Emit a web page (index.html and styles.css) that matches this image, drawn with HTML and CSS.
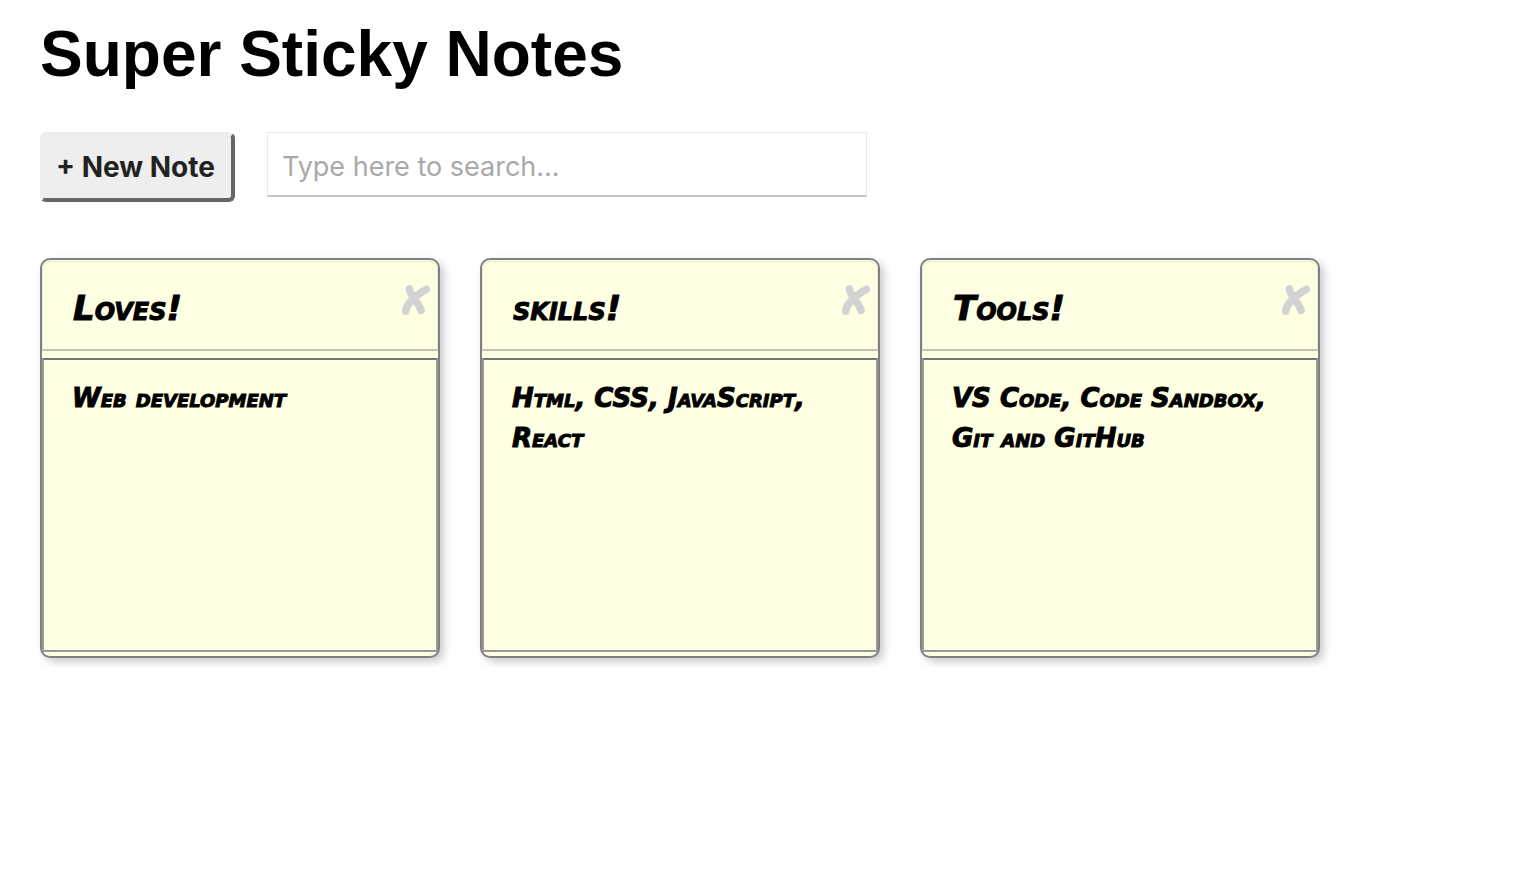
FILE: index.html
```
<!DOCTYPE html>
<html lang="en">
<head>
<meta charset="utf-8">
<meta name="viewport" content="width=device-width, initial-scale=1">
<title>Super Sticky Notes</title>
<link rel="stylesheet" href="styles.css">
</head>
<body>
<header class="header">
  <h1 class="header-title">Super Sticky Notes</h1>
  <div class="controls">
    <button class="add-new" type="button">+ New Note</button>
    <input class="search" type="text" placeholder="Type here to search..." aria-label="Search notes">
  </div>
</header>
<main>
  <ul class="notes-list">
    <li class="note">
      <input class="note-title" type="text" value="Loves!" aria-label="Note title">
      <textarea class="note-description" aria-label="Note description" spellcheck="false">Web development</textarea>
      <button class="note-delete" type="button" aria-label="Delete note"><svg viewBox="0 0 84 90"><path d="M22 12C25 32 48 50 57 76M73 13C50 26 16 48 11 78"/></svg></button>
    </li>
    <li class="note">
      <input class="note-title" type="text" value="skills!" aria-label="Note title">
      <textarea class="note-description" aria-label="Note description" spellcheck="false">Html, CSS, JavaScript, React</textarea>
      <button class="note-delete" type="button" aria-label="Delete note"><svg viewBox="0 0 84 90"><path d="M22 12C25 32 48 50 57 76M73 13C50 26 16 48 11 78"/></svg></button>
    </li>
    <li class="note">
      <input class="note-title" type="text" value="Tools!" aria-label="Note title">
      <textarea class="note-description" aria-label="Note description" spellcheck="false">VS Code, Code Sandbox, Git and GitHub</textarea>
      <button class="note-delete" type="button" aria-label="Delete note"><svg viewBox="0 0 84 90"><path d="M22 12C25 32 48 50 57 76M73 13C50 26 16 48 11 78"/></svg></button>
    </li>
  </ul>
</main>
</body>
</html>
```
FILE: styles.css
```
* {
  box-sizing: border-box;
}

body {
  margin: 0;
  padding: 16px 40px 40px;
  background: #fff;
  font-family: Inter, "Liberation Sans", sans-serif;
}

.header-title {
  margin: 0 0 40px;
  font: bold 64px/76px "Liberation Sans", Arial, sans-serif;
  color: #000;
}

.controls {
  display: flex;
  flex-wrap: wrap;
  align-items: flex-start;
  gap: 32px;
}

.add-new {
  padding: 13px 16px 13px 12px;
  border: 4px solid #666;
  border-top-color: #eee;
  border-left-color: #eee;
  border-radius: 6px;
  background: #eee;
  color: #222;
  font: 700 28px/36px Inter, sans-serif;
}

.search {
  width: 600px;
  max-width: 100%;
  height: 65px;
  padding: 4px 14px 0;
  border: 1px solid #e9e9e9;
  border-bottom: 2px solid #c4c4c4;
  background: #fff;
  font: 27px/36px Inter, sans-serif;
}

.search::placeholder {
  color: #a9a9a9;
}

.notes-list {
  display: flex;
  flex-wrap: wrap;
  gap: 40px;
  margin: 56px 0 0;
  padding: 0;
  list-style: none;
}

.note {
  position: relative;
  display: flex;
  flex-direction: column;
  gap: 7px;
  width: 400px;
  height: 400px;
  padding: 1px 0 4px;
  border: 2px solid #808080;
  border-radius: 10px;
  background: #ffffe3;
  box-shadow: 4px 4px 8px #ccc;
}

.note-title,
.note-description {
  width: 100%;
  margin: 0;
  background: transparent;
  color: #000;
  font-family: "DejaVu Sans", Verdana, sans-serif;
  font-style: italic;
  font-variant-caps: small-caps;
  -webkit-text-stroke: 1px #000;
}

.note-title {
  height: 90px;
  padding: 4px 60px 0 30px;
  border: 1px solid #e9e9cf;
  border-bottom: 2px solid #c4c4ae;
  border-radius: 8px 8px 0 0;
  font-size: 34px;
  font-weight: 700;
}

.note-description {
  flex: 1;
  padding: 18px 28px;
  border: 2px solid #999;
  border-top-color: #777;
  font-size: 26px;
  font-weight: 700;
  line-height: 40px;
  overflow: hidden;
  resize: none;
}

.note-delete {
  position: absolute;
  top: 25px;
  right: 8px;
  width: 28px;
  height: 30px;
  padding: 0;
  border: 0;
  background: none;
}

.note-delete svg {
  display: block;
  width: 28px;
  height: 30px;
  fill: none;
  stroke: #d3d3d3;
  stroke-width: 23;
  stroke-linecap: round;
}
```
---
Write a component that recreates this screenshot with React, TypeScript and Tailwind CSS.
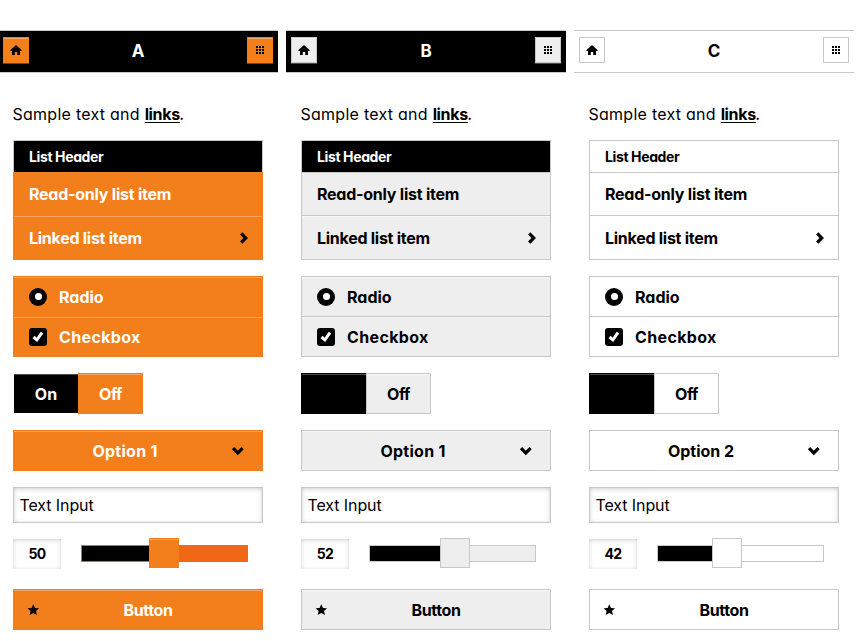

What the task asks —
Pull out all lines from the entries above that include the word "this".

Task solution —
Emit a web page (index.html and styles.css) that matches this image, drawn with HTML and CSS.
Write a component that recreates this screenshot with React, TypeScript and Tailwind CSS.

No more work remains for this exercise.